Over the past three months, Worsham has worked hard to erase, scrub, and otherwise cleanse that slate. He now stands on the doorstep of the 2007 NHRA POWERade season, which begins this Thursday at the same Pomona Raceway track, and as he prepares to open that door and enter the long hallway of a new campaign, he does so with the eagerness of a rookie, tempered by the seriousness of a veteran. The slate is clean, and Worsham is ready to start the new math.

"We're all tied for first, right now," Worsham said. "Nobody is in the points lead and nobody is behind. We've been working hard all winter, we've made as many test laps as we could, trying new things and ironing out new approaches, and there's really nothing left to do but race, for real. Looking back on 2006, it's easier to see how it all went down now that I've had the off-season to think about it. Everything we've done to get ready for 2007 is based on where we got off track last year, and the overall idea is not just to catch up, but to leap ahead.

"Of course, making a big leap back to where we believe we belong, at the top of the points sheet, takes some bold moves. I won't be satisfied with just getting better, and the plan is not to take baby steps. The plan is to take everything we learned and apply it to being a much better team in '07, from top to bottom. We have some new blood, some new parts, and a lot of new energy around here. Everyone is amped up and ready to go."

Fans of the Checker, Schuck's, Kragen team may see a bevy of new faces on Worsham's red squad and figure a major house cleaning had to have taken place, but the truth lies more in the area of natural progression, as opposed to forced changes. Worsham saw no need to radically alter his veteran crew after the '06 season, but some individual personal decisions made that necessary.

"We had a good team, and they had been together for quite a while," Worsham said. "By the time the season ended, though, most of the guys were just ready to move on to something different in their lives. I hated to see them all go, but family is far more important than the race car, so we had to start over in a lot of ways. Fortunately, my most senior guy, Terry Snyder, is still here. We picked up some very talented people, guys we really wanted, and we've ended up with a great mix of veterans and rookies.

"Like on any sports team, that's a good way to go. The veteran guys get charged up having the rookies around, and the new guys have some real leadership to follow. They've all come together very quickly during the preseason, and I'm confident they'll get even better as we go. It does take any team a while to come together as a unit, but these guys are already well down that road."

On the track, Worsham isn't about to give away any trade secrets, but he's open to discussing the new tuning approach his team will take during the '07 season. With a frustrating '06 behind him, including a final segment of the year where Worsham and his team began making big changes in the way they run the car, the CSK driver feels his team has turned a big corner.

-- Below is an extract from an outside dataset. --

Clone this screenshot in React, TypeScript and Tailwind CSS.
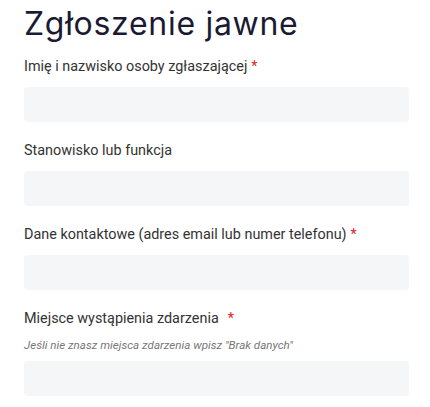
import React from "react";

function Field({ label, required, hint, wide }: { label: string; required?: boolean; hint?: string; wide?: boolean }) {
  return (
    <div className="flex flex-col">
      <label className="text-[14.4px] leading-[20px] text-[#333333]">
        {label}
        {required && <span className={`text-[#e2231a] ${wide ? "ml-[9px]" : "ml-[4px]"}`}>*</span>}
      </label>
      {hint && <div className="mt-[8px] text-[11.6px] leading-[16px] italic text-[#777777]">{hint}</div>}
      <div className={`${hint ? "mt-[8px]" : "mt-[10px]"} h-[35px] w-[385px] rounded-[4px] bg-[#f5f6f7]`} />
    </div>
  );
}

export default function App() {
  return (
    <div className="min-h-[407px] bg-white px-[24px] pt-[2px]" style={{ fontFamily: "Roboto, 'Liberation Sans', sans-serif" }}>
      <h1 className="text-[32px] leading-[44px] font-normal text-[#1b1a33] tracking-[0.7px]" style={{ fontFamily: "Inter, 'Noto Sans', sans-serif" }}>
        Zgłoszenie jawne
      </h1>
      <div className="mt-[11px] flex flex-col gap-[19px]">
        <Field label="Imię i nazwisko osoby zgłaszającej" required />
        <Field label="Stanowisko lub funkcja" />
        <Field label="Dane kontaktowe (adres email lub numer telefonu)" required />
        <Field label="Miejsce wystąpienia zdarzenia" required wide hint={'Jeśli nie znasz miejsca zdarzenia wpisz "Brak danych"'} />
      </div>
    </div>
  );
}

"By midseason last year, we were about tapped out in terms of the power we could make, running the car that way," he said. "When you're leaning on it that hard, just to keep up, the window between getting down the track and smoking the tires gets smaller and smaller. The goal we had, when we started overhauling everything after Indy last year, was to get ahead of the curve, so that we could work more on managing our power instead of trying to always find a bit more. When you do that, you can tune more to what the track will give you, instead of having to tune the car up just to have a chance.

"We wanted to make the car less edgy and we wanted to make it more consistent, and to do that we had to start with a clean sheet of paper, really. In the past, we've tinkered with the clutch, messed around with the blowers, and changed the fuel system, but the moves were usually small ones and we didn't make them all at once. By Indy last year, it was time to get to work on this season, so basically we've already been testing for five months. We're getting there. We had a very fast car by the end of the season last year."

Though not many people remember, due to the overwhelming nature of his Pomona crash last November, the bigger story for Worsham, up until the mishap, was the fact he was the No. 1 qualifier at the time. With a career best 4.712, Worsham held the top spot until the final session, and just barely missed his first-ever 4.6 run.

"It may have actually been on a 4.69 when we ran the 4.71, but it blew up before the finish line," Worsham said. "That explosion was kind of 'out of nowhere' but, looking back, it was an indication that it might blow up again, though we just couldn't see that at the time. As it turned out, it blew up again on Friday, we had the big crash, and that's the way people remember our Pomona. This weekend, we're out to create some new memories, and put last year's deal behind us."

A clean slate, a fast car, and a fresh new attitude fueled by an eager crew. It could all add up to the answer Del Worsham is looking for.